# YOUR GOAL
All the data should be repeated exactly. Any image in it is left out.

-- BEGIN RECORDED DATA --

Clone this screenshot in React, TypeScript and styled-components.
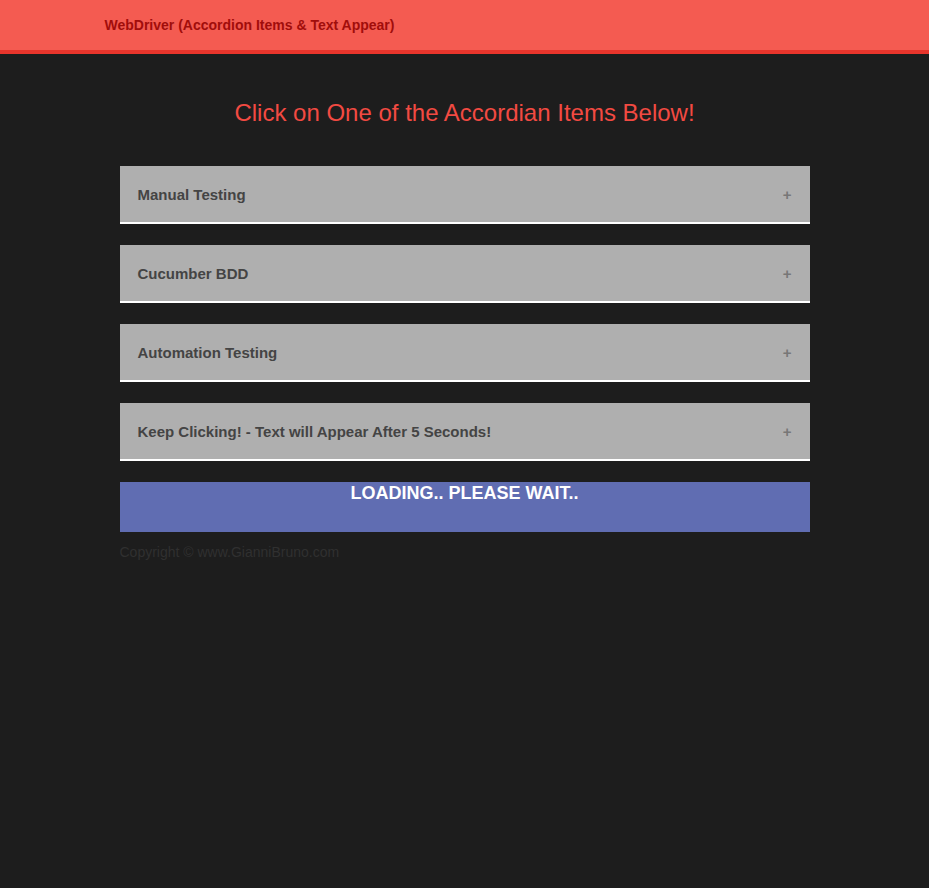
import React from "react";
import styled, { createGlobalStyle } from "styled-components";

const Global = createGlobalStyle`
  html, body { margin: 0; padding: 0; background: #1d1d1d; }
  body { font-family: "Liberation Sans", Arial, sans-serif; }
`;

const Header = styled.header`
  background: #f45b51;
  border-bottom: 4px solid #e8352c;
  height: 50px;
  display: flex;
  justify-content: center;
`;

const HeaderInner = styled.div`
  width: 750px;
  padding: 0 15px;
  box-sizing: border-box;
  display: flex;
  align-items: center;
`;

const Brand = styled.span`
  color: #a10d0b;
  font-size: 14px;
  font-weight: bold;
`;

const Main = styled.main`
  width: 690px;
  margin: 0 auto;
  display: flex;
  flex-direction: column;
`;

const Title = styled.h1`
  margin: 46px 0 40px;
  text-align: center;
  color: #f24a42;
  font-size: 24px;
  font-weight: normal;
  line-height: 26px;
`;

const List = styled.div`
  display: flex;
  flex-direction: column;
  gap: 21px;
`;

const Item = styled.button`
  all: unset;
  box-sizing: border-box;
  height: 58px;
  background: #afafaf;
  border-bottom: 2px solid #ffffff;
  display: flex;
  align-items: center;
  justify-content: space-between;
  padding: 0 18px;
  cursor: pointer;
`;

const ItemLabel = styled.span`
  color: #444444;
  font-size: 15px;
  font-weight: bold;
`;

const Plus = styled.span`
  color: #777777;
  font-size: 15px;
  font-weight: bold;
`;

const Loading = styled.div`
  margin-top: 21px;
  height: 50px;
  background: #606db2;
  color: #ffffff;
  font-size: 18px;
  font-weight: bold;
  text-align: center;
  line-height: 22px;
`;

const Copyright = styled.p`
  margin: 12px 0 0;
  color: #303030;
  font-size: 14px;
  line-height: 16px;
`;

const items = [
  "Manual Testing",
  "Cucumber BDD",
  "Automation Testing",
  "Keep Clicking! - Text will Appear After 5 Seconds!",
];

export default function App() {
  return (
    <>
      <Global />
      <Header>
        <HeaderInner>
          <Brand>WebDriver (Accordion Items &amp; Text Appear)</Brand>
        </HeaderInner>
      </Header>
      <Main>
        <Title>Click on One of the Accordian Items Below!</Title>
        <List>
          {items.map((t) => (
            <Item key={t}>
              <ItemLabel>{t}</ItemLabel>
              <Plus>+</Plus>
            </Item>
          ))}
        </List>
        <Loading>LOADING.. PLEASE WAIT..</Loading>
        <Copyright>Copyright © www.GianniBruno.com</Copyright>
      </Main>
    </>
  );
}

-- END RECORDED DATA --

# FULL OUTPUT
Clone this screenshot in React, TypeScript and styled-components.
import React from "react";
import styled, { createGlobalStyle } from "styled-components";

const Global = createGlobalStyle`
  html, body { margin: 0; padding: 0; background: #1d1d1d; }
  body { font-family: "Liberation Sans", Arial, sans-serif; }
`;

const Header = styled.header`
  background: #f45b51;
  border-bottom: 4px solid #e8352c;
  height: 50px;
  display: flex;
  justify-content: center;
`;

const HeaderInner = styled.div`
  width: 750px;
  padding: 0 15px;
  box-sizing: border-box;
  display: flex;
  align-items: center;
`;

const Brand = styled.span`
  color: #a10d0b;
  font-size: 14px;
  font-weight: bold;
`;

const Main = styled.main`
  width: 690px;
  margin: 0 auto;
  display: flex;
  flex-direction: column;
`;

const Title = styled.h1`
  margin: 46px 0 40px;
  text-align: center;
  color: #f24a42;
  font-size: 24px;
  font-weight: normal;
  line-height: 26px;
`;

const List = styled.div`
  display: flex;
  flex-direction: column;
  gap: 21px;
`;

const Item = styled.button`
  all: unset;
  box-sizing: border-box;
  height: 58px;
  background: #afafaf;
  border-bottom: 2px solid #ffffff;
  display: flex;
  align-items: center;
  justify-content: space-between;
  padding: 0 18px;
  cursor: pointer;
`;

const ItemLabel = styled.span`
  color: #444444;
  font-size: 15px;
  font-weight: bold;
`;

const Plus = styled.span`
  color: #777777;
  font-size: 15px;
  font-weight: bold;
`;

const Loading = styled.div`
  margin-top: 21px;
  height: 50px;
  background: #606db2;
  color: #ffffff;
  font-size: 18px;
  font-weight: bold;
  text-align: center;
  line-height: 22px;
`;

const Copyright = styled.p`
  margin: 12px 0 0;
  color: #303030;
  font-size: 14px;
  line-height: 16px;
`;

const items = [
  "Manual Testing",
  "Cucumber BDD",
  "Automation Testing",
  "Keep Clicking! - Text will Appear After 5 Seconds!",
];

export default function App() {
  return (
    <>
      <Global />
      <Header>
        <HeaderInner>
          <Brand>WebDriver (Accordion Items &amp; Text Appear)</Brand>
        </HeaderInner>
      </Header>
      <Main>
        <Title>Click on One of the Accordian Items Below!</Title>
        <List>
          {items.map((t) => (
            <Item key={t}>
              <ItemLabel>{t}</ItemLabel>
              <Plus>+</Plus>
            </Item>
          ))}
        </List>
        <Loading>LOADING.. PLEASE WAIT..</Loading>
        <Copyright>Copyright © www.GianniBruno.com</Copyright>
      </Main>
    </>
  );
}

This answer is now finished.